Quick diversion: If there’s one thing I learned from this one class I took about this very topic in grad school, there’s a long history of Eurocentric snobbery in American culture. Prior to the early twentieth century, the American artistic and social elite was constantly looking back to western Europe – Paris, in particular – for the defining examples of all things qualified by the word fine. After all, those nations were hundreds of years old at that point, and we, in our youth, were terribly insecure from a cultural standpoint, and I mean, have you heard the latest Viennese waltz? That is some classy shit.
Good Heavens, look what America’s wearing. How embarrassing for them.
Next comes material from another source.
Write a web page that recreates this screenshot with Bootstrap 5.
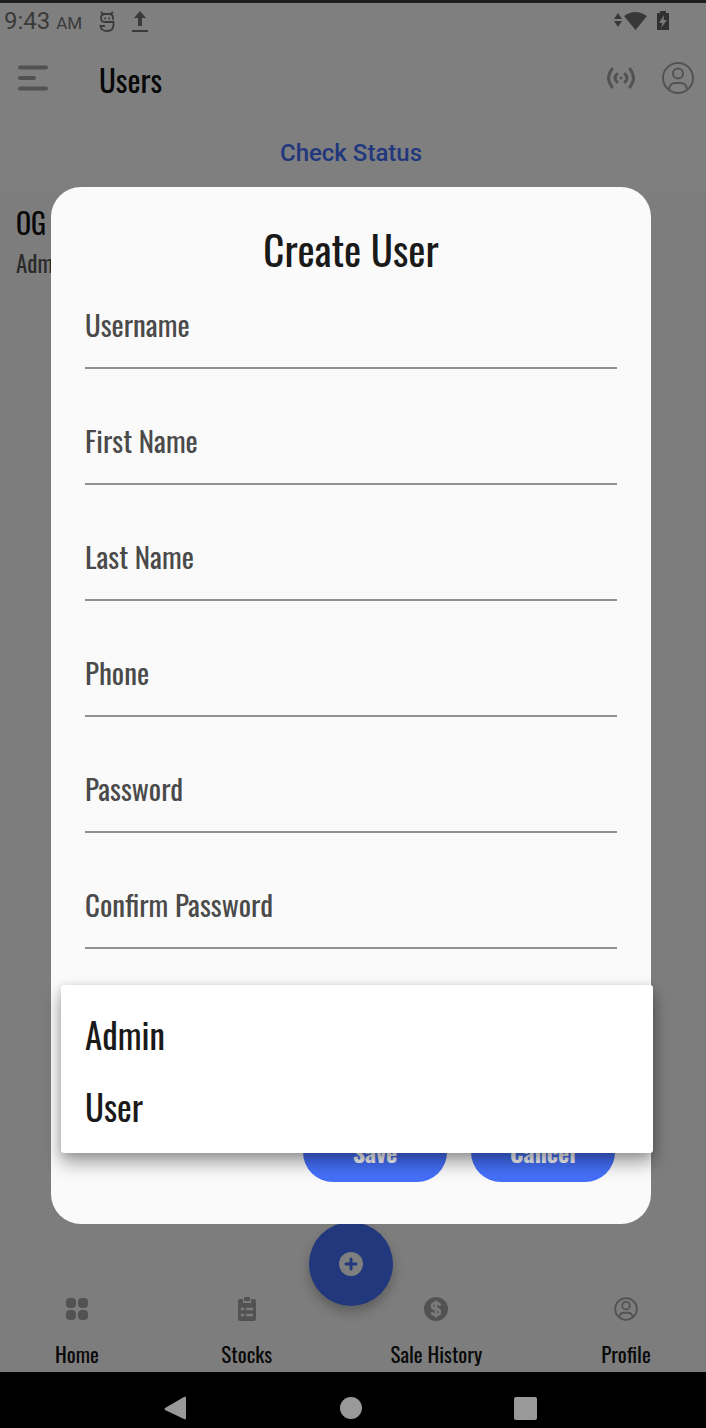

American schools of art, writing and music struggled for respectability for the first century and a half of this nation’s formal history, and were constantly, annoyingly, being compared their European analogues. The pervasive, if flawed, narrative is that this all came to an end with Eugene O’Neill, and Hemingway, and Gershwin, and with them a rising and undeniable sense that now we had our own stuff and it was good stuff and dammit, we just won a world war, we deserve our own stuff.
Today, we’re constantly hearing the complaint that the fantasy genre is stuck in a European sword-and-sorcery rut. This is hardly to say that other cultural variants don’t exist or aren’t finding success, but I don’t think it’s too outrageous to suggest that western European mythology is still THE well that everyone keeps going back to, and man, is it ever starting to feel tapped.
Long story short:
I am trying to write an American mythic fantasy. That’s what the BACK ROADS CYCLE is all about. And I think, somehow, all those disparate pop cultural and folkloric strands I mentioned are going to somehow find a home there. Even Batman (or someone a lot like him…someone for whom All Rights are not Reserved).
The irony for me is that I’m the furthest thing from a fist-pumping stars-and-spangles type. I was the type of kid who found it utterly creepy that my middle school mandated a morning Pledge of Allegiance, and as an adult I’m still wary of nationalism. Flags of all kinds still weird me out, and I think the world would be better without them. Military culture confuses me. I am still, in so many ways, an outsider in my own country. And yet, the older I get, the more I realize I have not only a deep fascination with America but a love for it. A love, indeed, for all the principles that America professes to represent, and how these values make this place such an audacious experiment, maybe unique in all human history. I think I kind of love my homeland.
I don’t know if any of that adds up to patriotism, but I do know that it feels deeply serendipitous to me that I’m finishing and publishing this silly little novel of mine under the watchful stare of the Statue of Liberty. I mean that very literally: from where I sit in front of my computer, I can stick my head out my window and she is right there, just down the hill, standing in the harbor, making pretty much direct eye contact with me. It’s entirely possible that no one will ever read my book except my wife, my mom, and a handful of my closest friends. It is, nevertheless, truly, genuinely, unexpectedly important to me that I do right by her.